> _EXERCISE_
In your copy, leave out the pictures; write out all the data exactly.

Begin

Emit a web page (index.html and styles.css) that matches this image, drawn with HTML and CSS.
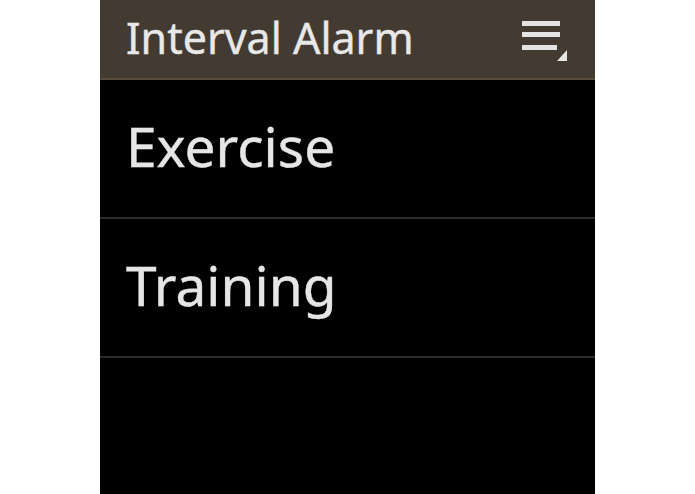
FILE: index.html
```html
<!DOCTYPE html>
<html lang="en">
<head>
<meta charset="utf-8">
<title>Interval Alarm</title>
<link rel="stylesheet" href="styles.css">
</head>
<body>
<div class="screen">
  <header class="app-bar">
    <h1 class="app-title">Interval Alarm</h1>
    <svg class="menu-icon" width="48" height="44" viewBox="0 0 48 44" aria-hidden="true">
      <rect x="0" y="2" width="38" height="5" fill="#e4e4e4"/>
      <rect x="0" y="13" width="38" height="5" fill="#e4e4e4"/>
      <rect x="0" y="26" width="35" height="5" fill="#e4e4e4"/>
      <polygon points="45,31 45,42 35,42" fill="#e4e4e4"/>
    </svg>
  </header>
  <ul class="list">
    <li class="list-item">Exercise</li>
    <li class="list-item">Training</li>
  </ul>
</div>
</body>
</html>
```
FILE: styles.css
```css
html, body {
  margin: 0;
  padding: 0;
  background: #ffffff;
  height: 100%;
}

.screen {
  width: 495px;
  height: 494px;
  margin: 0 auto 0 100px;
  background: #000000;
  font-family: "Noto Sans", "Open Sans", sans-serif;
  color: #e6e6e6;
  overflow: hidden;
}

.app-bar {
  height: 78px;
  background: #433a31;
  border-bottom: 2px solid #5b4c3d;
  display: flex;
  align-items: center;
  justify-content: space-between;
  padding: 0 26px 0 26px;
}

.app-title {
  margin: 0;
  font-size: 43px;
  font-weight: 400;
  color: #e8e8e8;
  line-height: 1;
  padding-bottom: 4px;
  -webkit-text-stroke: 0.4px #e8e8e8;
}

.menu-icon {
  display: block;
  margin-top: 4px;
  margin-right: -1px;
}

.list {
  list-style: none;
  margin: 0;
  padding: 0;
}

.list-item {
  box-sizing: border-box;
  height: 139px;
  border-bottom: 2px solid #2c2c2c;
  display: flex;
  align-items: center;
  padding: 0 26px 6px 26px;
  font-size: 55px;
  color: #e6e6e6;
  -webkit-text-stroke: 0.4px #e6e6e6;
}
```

End

> _WRITTEN RESPONSE_
Emit a web page (index.html and styles.css) that matches this image, drawn with HTML and CSS.
FILE: index.html
```html
<!DOCTYPE html>
<html lang="en">
<head>
<meta charset="utf-8">
<title>Interval Alarm</title>
<link rel="stylesheet" href="styles.css">
</head>
<body>
<div class="screen">
  <header class="app-bar">
    <h1 class="app-title">Interval Alarm</h1>
    <svg class="menu-icon" width="48" height="44" viewBox="0 0 48 44" aria-hidden="true">
      <rect x="0" y="2" width="38" height="5" fill="#e4e4e4"/>
      <rect x="0" y="13" width="38" height="5" fill="#e4e4e4"/>
      <rect x="0" y="26" width="35" height="5" fill="#e4e4e4"/>
      <polygon points="45,31 45,42 35,42" fill="#e4e4e4"/>
    </svg>
  </header>
  <ul class="list">
    <li class="list-item">Exercise</li>
    <li class="list-item">Training</li>
  </ul>
</div>
</body>
</html>
```
FILE: styles.css
```css
html, body {
  margin: 0;
  padding: 0;
  background: #ffffff;
  height: 100%;
}

.screen {
  width: 495px;
  height: 494px;
  margin: 0 auto 0 100px;
  background: #000000;
  font-family: "Noto Sans", "Open Sans", sans-serif;
  color: #e6e6e6;
  overflow: hidden;
}

.app-bar {
  height: 78px;
  background: #433a31;
  border-bottom: 2px solid #5b4c3d;
  display: flex;
  align-items: center;
  justify-content: space-between;
  padding: 0 26px 0 26px;
}

.app-title {
  margin: 0;
  font-size: 43px;
  font-weight: 400;
  color: #e8e8e8;
  line-height: 1;
  padding-bottom: 4px;
  -webkit-text-stroke: 0.4px #e8e8e8;
}

.menu-icon {
  display: block;
  margin-top: 4px;
  margin-right: -1px;
}

.list {
  list-style: none;
  margin: 0;
  padding: 0;
}

.list-item {
  box-sizing: border-box;
  height: 139px;
  border-bottom: 2px solid #2c2c2c;
  display: flex;
  align-items: center;
  padding: 0 26px 6px 26px;
  font-size: 55px;
  color: #e6e6e6;
  -webkit-text-stroke: 0.4px #e6e6e6;
}
```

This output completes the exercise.